Ahora, con sesenta y un
años, sintiéndome más argentino que norteamericano, regresó a la ciudad donde
comencé a conjurar mis más fieros fantasmas. Donde la letra i mayúscula de
“Inside” se grabó en mi mente para siempre.
Espero hayan disfrutado este
relato inspirado en un ensoñador viaje que hice el año pasado a la primera
ciudad de Georgia. A quienes les interese ver más paisajes y palpar el clima
que intento relatarles en mi historia, les sugiero vean la película “Medianoche
en el jardín del bien y del mal” dirigida por Cint Easwood y basada en la
genial novela “Midnight in the
garden of good and evil” de John Berendt.
8 comentarios:
Waldemar Von Hof · ISEDET
Genial... me quedé con la intriga y las ganas de seguir leyendo. Muy buena la contextualización a partir de la foto...

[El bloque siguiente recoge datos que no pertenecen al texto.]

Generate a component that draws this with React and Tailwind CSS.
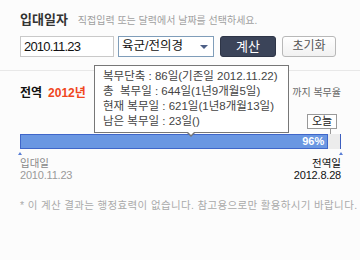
import React from 'react';

const FONT = "font-['Liberation_Sans','Noto_Sans_CJK_KR',sans-serif]";

const tooltipLines = [
  '복무단축 : 86일(기존일 2012.11.22)',
  '총  복무일 : 644일(1년9개월5일)',
  '현재 복무일 : 621일(1년8개월13일)',
  '남은 복무일 : 23일()',
];

const App = () => {
  const percent = 96;

  return (
    <div className={`relative w-[360px] h-[260px] overflow-hidden bg-[#fcfcfc] ${FONT}`}>
      {/* 입력 영역 */}
      <div className="h-[71px] border-b border-[#e8e8e8] px-5 pt-[12px]">
        <div className="flex items-baseline h-[16px] leading-[16px]">
          <h1 className="text-[13px] font-bold text-[#333]">입대일자</h1>
          <p className="ml-[10px] text-[10px] text-[#a0a0a0]">직접입력 또는 달력에서 날짜를 선택하세요.</p>
        </div>
        <div className="mt-[8px] flex items-center h-[21px]">
          <div className="w-[94px] h-[21px] border border-[#c9c9c9] bg-white pl-[3px] text-[13px] leading-[19px] tracking-[-0.8px] text-[#111]">
            2010.11.23
          </div>
          <div className="ml-[4px] w-[96px] h-[21px] border border-[#7f9db9] bg-white pl-[3px] pr-[5px] flex items-center justify-between">
            <span className="text-[12.5px] leading-[19px] text-[#111]">육군/전의경</span>
            <span className="w-0 h-0 border-l-[4px] border-r-[4px] border-t-[4px] border-l-transparent border-r-transparent border-t-[#4d5f86]" />
          </div>
          <button className="ml-[6px] w-[56px] h-[21px] rounded-[3px] border border-[#2e3547] bg-[#3b4459] text-[13px] leading-[19px] text-white">
            계산
          </button>
          <button className="ml-[6px] w-[54px] h-[21px] rounded-[3px] border border-[#b8b8b8] bg-gradient-to-b from-white to-[#f1f1f1] text-[12px] leading-[19px] text-[#555]">
            초기화
          </button>
        </div>
      </div>

      {/* 결과 영역 */}
      <div className="relative pl-5 pr-[19px] pt-[14px]">
        <div className="flex justify-between items-center h-[16px] leading-[16px]">
          <div className="text-[12px] font-bold">
            <span className="text-[#111]">전역</span>
            <span className="ml-[6px] text-[#f0461e]">2012년</span>
          </div>
          <span className="text-[10px] text-[#666]">까지 복무율</span>
        </div>

        {/* 오늘 표시 */}
        <div className="mt-[13px] flex flex-col items-end">
          <div className="mr-[4px] w-[30px] h-[15px] border border-[#999] bg-white text-center text-[11px] leading-[13px] text-[#222]">
            오늘
          </div>
          <div className="mr-[10px] w-px h-[5px] bg-[#999]" />
        </div>

        {/* 막대 */}
        <div className="flex h-[15px] bg-[#ececec]">
          <div
            className="h-full border border-[#3f66c9] bg-[#6a97e2] pr-[3px] text-right text-[11px] font-bold leading-[13px] text-white"
            style={{ width: `${percent}%` }}
          >
            {percent}%
          </div>
          <div className="flex-1" />
          <div className="w-px bg-[#3d5fbf]" />
        </div>
        <div className="flex justify-between h-[8px] pt-[3px]">
          <span className="w-0 h-0 -ml-[2px] border-l-[2px] border-r-[2px] border-b-[3px] border-l-transparent border-r-transparent border-b-[#5a7fd6]" />
          <span className="w-0 h-0 -mr-[2px] border-l-[2px] border-r-[2px] border-b-[3px] border-l-transparent border-r-transparent border-b-[#5a7fd6]" />
        </div>

        <div className="flex justify-between">
          <div>
            <div className="text-[10.5px] leading-[13px] text-[#888]">입대일</div>
            <div className="text-[11px] leading-[11px] tracking-[-0.2px] text-[#9a9a9a]">2010.11.23</div>
          </div>
          <div className="text-right">
            <div className="text-[10.5px] leading-[13px] text-[#111]">전역일</div>
            <div className="text-[11px] leading-[11px] tracking-[-0.2px] text-[#111]">2012.8.28</div>
          </div>
        </div>

        <p className="mt-[18px] whitespace-nowrap text-[10.5px] leading-[12px] tracking-[0.35px] text-[#aaa]">
          * 이 계산 결과는 행정효력이 없습니다. 참고용으로만 활용하시기 바랍니다.
        </p>
      </div>

      {/* 툴팁 */}
      <div className="absolute left-[94px] top-[65px] w-[195px] h-[68px] border border-[#777] bg-white pl-[8px] pt-[3px] text-[11.5px] leading-[15px] text-[#444]">
        {tooltipLines.map((line) => (
          <div key={line} className="whitespace-pre">{line}</div>
        ))}
        <span className="absolute -bottom-[5px] left-[91px] w-0 h-0 border-l-[5px] border-r-[5px] border-t-[5px] border-l-transparent border-r-transparent border-t-[#777]" />
        <span className="absolute -bottom-[3px] left-[92px] w-0 h-0 border-l-[4px] border-r-[4px] border-t-[4px] border-l-transparent border-r-transparent border-t-white" />
      </div>
    </div>
  );
};

export default App;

Alejandra Orozco de Baron · San Rafael (Mendoza)
MUY BUENO....
Justina Elvira Rojas Jofre · Rodolfo iselin
¡AY!. ..¡
ME MATA EL SUSPENSO!
Hace un año atrás pasamos unos días en esta bucólica y fascinante ciudad del sureste norteamericano. Allí comenzó a formarse en mi mente el relato que hoy les traigo...
Susana Ca
ESPERO LA CONTINUACIÓN!!!!!
Aldo Rocamora
muy bueno , no se porque lo terminas explicando,sobra, un abrazo
Justina Elvira Rojas Jofre · Rodolfo iselin
¡BUENÍSIMO!..PARECE UNA ANÉCDOTA!
Teovaldo Angel Pesce Pawlow
Como siempre, excelentemente escrito, y un final tranquilo.